5. Make your online profiles clear, simple, and instantly understandable
When someone lands on your page, they should know within 3 seconds:
who you are
what you talk about
why they should stick around
Your profile is the digital version of a firm handshake.
It doesn’t need to be perfect.
It needs to be clear.
6. Talk back. Reply. Join conversations. Build small connections.
This is the part that grows your brand faster than anything else.
When you:
reply to comments
answer questions
jump into discussions
support others in your space
…you become part of the ecosystem.
You become someone people notice.
Visibility comes from contribution.
7. Pay attention to what resonates, then lean into it
Every post is a data point.
Which ones get saves?
Which ones get replies?
Which ones attract new followers?
Which ones led to a conversation?
These aren’t vanity metrics, they’re signals.
Signals telling you what your audience finds valuable.
Do more of what works.
Let go of what doesn’t.
Your niche reveals itself through repetition.
8. Keep improving your skills as you go
The best personal brands evolve.
Your writing gets sharper.
Your thinking gets clearer.
Your confidence grows.
Your message tightens.
Your storytelling improves.
Your voice becomes recognisable.
You don’t need to master everything today.
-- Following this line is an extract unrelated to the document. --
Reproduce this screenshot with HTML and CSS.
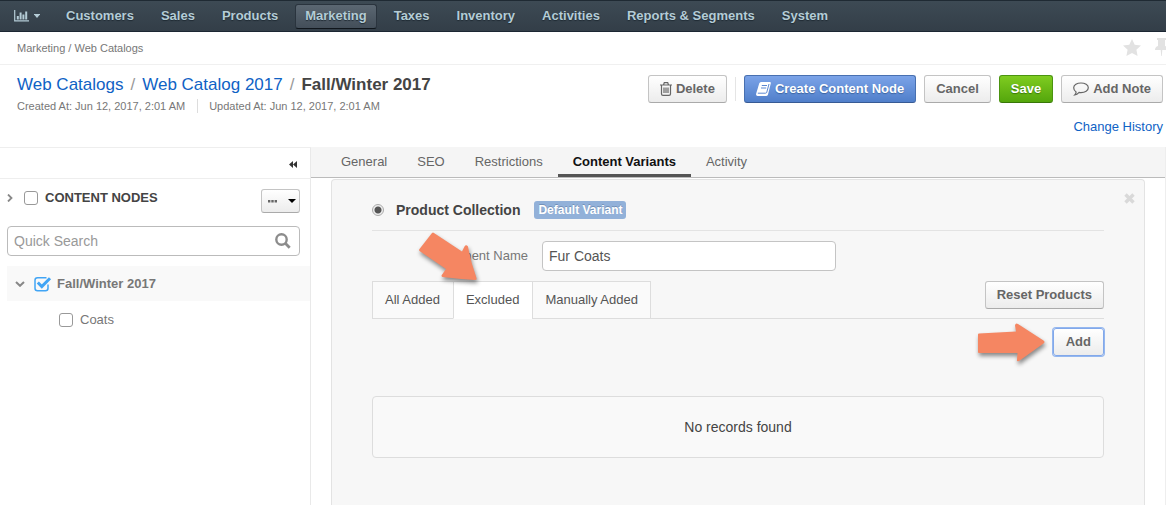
FILE: index.html
```html
<!DOCTYPE html>
<html lang="en">
<head>
<meta charset="utf-8">
<title>Fall/Winter 2017 - Web Catalogs</title>
<link rel="stylesheet" href="styles.css">
</head>
<body>
<nav class="main-nav">
  <button class="dashboard-toggle" type="button" aria-label="Dashboards">
    <svg width="15" height="12" viewBox="0 0 15 12"><path d="M.7 0v10.800H15" fill="none" stroke="currentColor" stroke-width="1.200"/><path d="M2.800 6h2v3.500h-2zM5.600 2.500h2v7h-2zM8.400 4.500h2v5h-2zM11.200 1.500h2v8h-2z" fill="currentColor"/></svg>
    <svg width="6" height="4" viewBox="0 0 6 4"><path d="M0 0h6v.6L3 4 0 .6z" fill="currentColor"/></svg>
  </button>
  <a class="nav-link" href="#">Customers</a>
  <a class="nav-link" href="#">Sales</a>
  <a class="nav-link" href="#">Products</a>
  <a class="nav-link nav-link-active" href="#">Marketing</a>
  <a class="nav-link" href="#">Taxes</a>
  <a class="nav-link" href="#">Inventory</a>
  <a class="nav-link" href="#">Activities</a>
  <a class="nav-link" href="#">Reports &amp; Segments</a>
  <a class="nav-link" href="#">System</a>
</nav>

<div class="crumbs">
  <span>Marketing / Web Catalogs</span>
  <div class="page-tools">
    <button class="icon-button" type="button" aria-label="Favorite"><svg width="18" height="17" viewBox="0 0 18 17"><path d="M9 0l2.700 5.700 6.300.8-4.600 4.300 1.200 6.200L9 14l-5.600 3 1.200-6.200L0 6.500l6.300-.8z" fill="currentColor"/></svg></button>
    <button class="icon-button" type="button" aria-label="Pin"><svg width="13" height="18" viewBox="0 0 13 18"><path d="M2 0h9v2h-1v6c2 .5 3 2 3 4H7.300L6.800 18h-.6L5.700 12H0c0-2 1-3.500 3-4V2H2z" fill="currentColor"/></svg></button>
  </div>
</div>

<header class="page-header">
  <div class="page-heading">
    <h1 class="page-title"><a href="#">Web Catalogs</a><span class="slash">/</span><a href="#">Web Catalog 2017</a><span class="slash">/</span><strong>Fall/Winter 2017</strong></h1>
    <div class="page-dates"><span>Created At: Jun 12, 2017, 2:01 AM</span><span class="date-updated">Updated At: Jun 12, 2017, 2:01 AM</span></div>
  </div>
  <div class="page-actions">
    <div class="button-row">
      <button class="btn" type="button"><svg width="12" height="14" viewBox="0 0 12 14" fill="none" stroke="currentColor" stroke-width="1.200"><path d="M0 3h12M3.500 3l.8-2.400h3.400L8.500 3M1.500 3v9q0 1.400 1.500 1.400h6q1.500 0 1.500-1.400V3M4 5.500V11M6 5.500V11M8 5.500V11"/></svg>Delete</button>
      <span class="divider"></span>
      <button class="btn btn-primary" type="button"><svg width="15" height="14" viewBox="0 0 15 14"><path d="M5 0h9q1 .2.800 1.200L12 12.500Q11.500 14 10 14H1.500Q-.2 13.500.2 11.500L3.200 1.500Q3.700 0 5 0z" fill="currentColor"/><path d="M5.800 3.500H11M5 6h5.200M1.800 11.200h7.700q1 0 1.300-1L13 2" fill="none" stroke="#5c88d2"/></svg>Create Content Node</button>
      <button class="btn" type="button">Cancel</button>
      <button class="btn btn-success" type="button">Save</button>
      <button class="btn" type="button"><svg width="16" height="14" viewBox="0 0 16 14" fill="none" stroke="currentColor" stroke-width="1.200"><path d="M8 1c4 0 7.300 2 7.300 4.800S12 10.600 8 10.600c-.7 0-1.300 0-1.900-.2C4.800 11.800 3.300 12.800 1.800 13c.9-.9 1.300-1.900 1.300-3C1.600 9.100.7 7.600.7 5.800.7 3 4 1 8 1z"/></svg>Add Note</button>
    </div>
    <a class="history-link" href="#">Change History</a>
  </div>
</header>

<div class="workspace">
  <aside class="sidebar">
    <div class="sidebar-bar">
      <button class="collapse" type="button" aria-label="Collapse sidebar"><svg width="8" height="7" viewBox="0 0 8 7"><path d="M4 0v7L0 3.500zM8 0v7L4 3.500z" fill="currentColor"/></svg></button>
    </div>
    <div class="tree-head">
      <svg class="arrow" width="6" height="8" viewBox="0 0 6 8"><path d="M1 .5L4.500 4 1 7.500" fill="none" stroke="currentColor" stroke-width="1.800"/></svg>
      <label class="tree-label"><input class="check" type="checkbox">CONTENT NODES</label>
      <button class="btn more" type="button" aria-label="More actions"><svg width="9" height="3" viewBox="0 0 9 3"><path d="M0 0h2.400v2.400H0zM3.300 0h2.400v2.400H3.300zM6.600 0H9v2.400H6.600z" fill="currentColor"/></svg><svg width="8" height="4" viewBox="0 0 8 4"><path d="M0 0h8L4 4z" fill="#000"/></svg></button>
    </div>
    <div class="search">
      <input class="search-input" type="text" placeholder="Quick Search" aria-label="Quick Search">
      <svg width="16" height="16" viewBox="0 0 16 16" fill="none" stroke="currentColor"><circle cx="6.500" cy="6.500" r="5.200" stroke-width="2.400"/><path d="M10.300 10.300l4.400 4.400" stroke-width="2.800"/></svg>
    </div>
    <div class="tree-row tree-row-open">
      <svg class="arrow" width="10" height="6" viewBox="0 0 10 6"><path d="M1 1l4 3.800L9 1" fill="none" stroke="currentColor" stroke-width="2"/></svg>
      <label class="tree-label"><input class="check check-hidden" type="checkbox" checked><svg width="18" height="16" viewBox="0 0 18 16" fill="none" stroke="#42a5f5"><path d="M12.500 1.800H3.500Q1 1.800 1 4.300v7.900q0 2.500 2.500 2.500h8q2.500 0 2.500-2.500V8.500" stroke-width="1.500"/><path d="M3.800 6.500l4 4L16 2.200" stroke-width="3"/></svg>Fall/Winter 2017</label>
    </div>
    <div class="tree-row tree-row-child">
      <label class="tree-label"><input class="check" type="checkbox">Coats</label>
    </div>
  </aside>

  <main class="content">
    <div class="tabs">
      <a class="tab" href="#">General</a>
      <a class="tab" href="#">SEO</a>
      <a class="tab" href="#">Restrictions</a>
      <a class="tab tab-active" href="#">Content Variants</a>
      <a class="tab" href="#">Activity</a>
    </div>
    <section class="variant">
      <button class="close" type="button" aria-label="Remove variant"><svg width="11" height="11" viewBox="0 0 11 11"><path d="M1.500 1.500l8 8M9.500 1.500l-8 8" stroke="currentColor" stroke-width="3.400"/></svg></button>
      <div class="variant-head">
        <label class="variant-label"><input class="radio" type="radio" name="variant" checked>Product Collection</label>
        <span class="badge">Default Variant</span>
      </div>
      <div class="field">
        <label class="field-label" for="segment-name">Segment Name</label>
        <input class="field-input" id="segment-name" type="text" value="Fur Coats">
      </div>
      <div class="segment-bar">
        <div class="segment-tabs">
          <button class="segment-tab" type="button">All Added</button>
          <button class="segment-tab segment-tab-active" type="button">Excluded</button>
          <button class="segment-tab" type="button">Manually Added</button>
          <svg class="pointer pointer-tab" width="70" height="62" viewBox="0 0 70 62"><path d="M5.500 21L18 5q1-1 2 0L48 23.500 50.500 18.500q1.500-2.500 3.500 0Q57 35 62.500 50q.5 2.500-2 2Q45 51 28.500 49q-2-1 0-3L32 41 5.500 23q-.8-1 0-2z" fill="#f58662"/></svg>
        </div>
        <button class="btn" type="button">Reset Products</button>
      </div>
      <div class="add-row">
        <svg class="pointer" width="68" height="44" viewBox="0 0 68 44"><path d="M1 14.500q0-1 1-1L39 11.500 38 5.500q.5-3 3-1.500L66.500 20.500q2 1.500 0 3L42 41q-2.500 1-2-1.500l.5-6.500H2q-1 0-1-1z" fill="#f58662"/></svg>
        <button class="btn btn-focus" type="button">Add</button>
      </div>
      <div class="empty">No records found</div>
    </section>
  </main>
</div>
</body>
</html>
```

FILE: styles.css
```css
* { box-sizing: border-box; }

body {
  margin: 0;
  height: 100vh;
  overflow: hidden;
  display: flex;
  flex-direction: column;
  background: #fff;
  color: #777;
  font: 13px/18px "Liberation Sans", Arial, sans-serif;
}

a { color: #0f62c5; text-decoration: none; }
button, input { font: inherit; color: inherit; margin: 0; }
button { cursor: pointer; }
svg { display: block; flex: none; }

.main-nav {
  display: flex;
  flex: none;
  align-items: center;
  gap: 7px;
  height: 32px;
  padding-left: 14px;
  background: linear-gradient(#3d4a54, #333e48);
  border-top: 1px solid #1f2a33;
  border-bottom: 1px solid #1c2733;
}
.dashboard-toggle {
  display: flex;
  align-items: center;
  gap: 5px;
  width: 35px;
  padding: 0;
  border: 0;
  background: none;
  color: #b4ccd6;
}
.nav-link {
  padding: 2px 9px 3px;
  border: 1px solid transparent;
  border-radius: 3px;
  color: #b4ccd6;
  font-weight: bold;
  text-shadow: 0 1px 1px #1f2a33;
  white-space: nowrap;
}
.nav-link-active {
  background: linear-gradient(#5b6772, #434e59);
  border-color: #2a343e;
  border-bottom-color: #10161c;
}

.crumbs {
  display: flex;
  flex: none;
  align-items: center;
  justify-content: space-between;
  height: 33px;
  padding-left: 17px;
  border-bottom: 1px solid #f0f0f0;
  font-size: 11px;
}
.page-tools { display: flex; align-items: center; gap: 14px; margin-right: -2px; padding-bottom: 2px; }
.icon-button { padding: 0; border: 0; background: none; color: #e2e2e2; }

.page-header {
  display: flex;
  flex: none;
  justify-content: space-between;
  padding: 10px 3px 0 17px;
  height: 82px;
}
.page-title { margin: 0; font-size: 17px; line-height: 20px; font-weight: normal; }
.page-title strong { color: #444; }
.slash { margin: 0 7px; color: #999; }
.page-dates { display: flex; align-items: center; margin-top: 4px; font-size: 11px; line-height: 14px; }
.date-updated { margin-left: 12px; padding-left: 11px; border-left: 1px solid #ddd; }
.page-actions { display: flex; flex-direction: column; align-items: flex-end; gap: 15px; }
.button-row { display: flex; align-items: center; gap: 8px; }
.divider { width: 1px; height: 24px; background: #e5e5e5; }

.btn {
  display: flex;
  align-items: center;
  gap: 4px;
  height: 28px;
  padding: 0 11px;
  border: 1px solid #c4c4c4;
  border-bottom-color: #aaa;
  border-radius: 3px;
  background: linear-gradient(#fff, #ececec);
  color: #666;
  font-weight: bold;
  white-space: nowrap;
}
.btn-primary {
  background: linear-gradient(#7ba3e8, #507fca);
  border-color: #4870b0;
  border-bottom-color: #375a94;
  color: #fff;
  text-shadow: 0 1px 1px #3c639f;
}
.btn-success {
  background: linear-gradient(#7fcc20, #54a60c);
  border-color: #4b9410;
  border-bottom-color: #387708;
  color: #fff;
  text-shadow: 0 1px 1px #397a08;
}
.btn-focus {
  padding: 0 12px;
  border-color: #82a8ea;
  box-shadow: 0 0 0 1px #94b7ef;
}

.workspace { display: flex; flex: 1; min-height: 0; }

.sidebar {
  flex: none;
  width: 311px;
  border-top: 1px solid #eee;
  border-right: 1px solid #e9e9e9;
}
.sidebar-bar {
  display: flex;
  align-items: center;
  justify-content: flex-end;
  height: 31px;
  padding: 2px 13px 0 0;
  border-bottom: 1px solid #eee;
}
.collapse { padding: 0; border: 0; background: none; color: #333; }
.tree-head {
  display: flex;
  align-items: flex-start;
  padding: 10px 10px 0 7px;
  color: #444;
  font-weight: bold;
}
.tree-head .arrow { margin: 5px 11px 0 0; }
.arrow { color: #888; }
.tree-label { display: flex; align-items: center; gap: 7px; }
.tree-head .btn { gap: 11px; height: 24px; margin-left: auto; padding: 0 3px 0 6px; }
.check {
  appearance: none;
  width: 14px;
  height: 14px;
  border: 1px solid #999;
  border-radius: 3px;
  background: #fff;
}
.check-hidden { position: absolute; opacity: 0; }
.search { display: flex; align-items: center; position: relative; margin: 13px 10px 10px 7px; color: #8c8c8c; }
.search-input {
  width: 100%;
  height: 30px;
  padding: 0 30px 0 6px;
  border: 1px solid #bbb;
  border-radius: 4px;
  background: #fff;
  font-size: 14px;
}
.search-input::placeholder { color: #999; opacity: 1; }
.search svg { position: absolute; right: 9px; }
.tree-row { display: flex; align-items: center; height: 35px; margin-left: 7px; }
.tree-row-open { gap: 9px; padding-left: 8px; background: #f9f9f9; font-weight: bold; }
.tree-row-open .tree-label { gap: 5px; }
.tree-row-child { height: 37px; padding-left: 52px; }

.content {
  display: flex;
  flex-direction: column;
  flex: 1;
  min-width: 0;
  border-right: 1px solid #eee;
}
.tabs {
  display: flex;
  flex: none;
  height: 31px;
  padding-left: 15px;
  background: #f5f5f5;
  border-bottom: 1px solid #bbb;
}
.tab { padding: 6px 15px 0; color: #666; white-space: nowrap; }
.tab-active { border-bottom: 3px solid #555; color: #111; font-weight: bold; }

.variant {
  position: relative;
  flex: 1;
  margin: 1px 20px 0;
  padding: 0 40px;
  border: 1px solid #e3e3e3;
  border-bottom: 0;
  border-radius: 4px 4px 0 0;
  background: #f7f7f7;
}
.close { position: absolute; top: 13px; right: 9px; padding: 0; border: 0; background: none; color: #d9d9d9; }
.variant-head {
  display: flex;
  align-items: center;
  gap: 14px;
  height: 51px;
  padding-top: 10px;
  border-bottom: 1px solid #e3e3e3;
}
.variant-label { display: flex; align-items: center; gap: 12px; color: #444; font-size: 14px; font-weight: bold; }
.radio {
  appearance: none;
  width: 12px;
  height: 12px;
  border: 1px solid #aaa;
  border-radius: 50%;
  background: radial-gradient(circle, #555 3px, #eee 4px);
}
.badge {
  padding: 0 4px;
  border-radius: 3px;
  background: #92b1d9;
  color: #fff;
  font-size: 12px;
  font-weight: bold;
  text-shadow: 0 -1px 0 #7390b6;
}
.field { display: flex; align-items: center; gap: 14px; margin: 10px 0; }
.field-label { width: 156px; text-align: right; }
.field-input {
  width: 294px;
  height: 30px;
  padding: 0 6px;
  border: 1px solid #c4c4c4;
  border-radius: 4px;
  background: #fff;
  color: #555;
  font-size: 14px;
}
.segment-bar {
  display: flex;
  align-items: flex-start;
  justify-content: space-between;
  height: 38px;
  border-bottom: 1px solid #ddd;
}
.segment-tabs { position: relative; display: flex; }
.segment-tab {
  height: 38px;
  padding: 0 13px 0 12px;
  border: 1px solid #ddd;
  border-right: 0;
  background: #fafafa;
  color: #555;
}
.segment-tab:nth-child(3) { padding-right: 12px; border-right: 1px solid #ddd; }
.segment-tab-active { background: #fff; border-bottom-color: #fff; }
.pointer { filter: drop-shadow(1px 3px 2px rgba(0, 0, 0, .45)); }
.pointer-tab { position: absolute; left: 42px; top: -53px; }
.add-row { display: flex; align-items: center; justify-content: flex-end; gap: 8px; margin-top: 1px; }
.empty {
  display: flex;
  align-items: center;
  justify-content: center;
  height: 62px;
  margin-top: 32px;
  border: 1px solid #ddd;
  border-radius: 4px;
  background: #f9f9f9;
  color: #444;
  font-size: 14px;
}
```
Improvement is part of the process.
9. Build momentum, because momentum is the real hack
Most people stop too early.
They post twice, get nervous, overthink it, and disappear.
The people who win?
They keep going through that uncomfortable middle bit, the bit where it feels like no one’s watching.
I posted over 100 videos before any of them really took off.
Brand-building is quiet at first.
Then it snowballs.
Consistency is the only “algorithm hack” that has ever mattered.
10. Let opportunities come to you (because they will)
When you’ve been showing up long enough, things start happening:
People reach out.
People share your work.
People ask for your advice.
People invite you to things.
People recommend you.
People trust you before you’ve even spoken to them.
This is where your brand begins working in the background.
This is where optionality appears, the kind you can’t manufacture any other way.
And yes, consistency beats everything else
Most brands fail not because the idea is wrong, but because the person behind it posts twice, overthinks it, and disappears again.
The people who win aren’t the loudest.
They’re the most consistent.
Your brand compounds.
Post by post.
Idea by idea.
Interaction by interaction.
There’s nothing magical about it - just momentum and patience.
The shift happens when people start coming to you
After a while, something changes that’s hard to describe but easy to notice:
People reach out to you.
People share your work.
People ask for your advice.
People invite you into rooms you’ve never been in.
People hire you, promote you, collaborate with you, follow you.
Your brand begins working in the background while you get on with your life.
I get contacted about brand partnerships all the time - I say no to most of them. If it doesn’t align to my values or brand then it’s a hard no.
I’ve been contacted about appearing on TV, I’ve been on podcasts and webinars.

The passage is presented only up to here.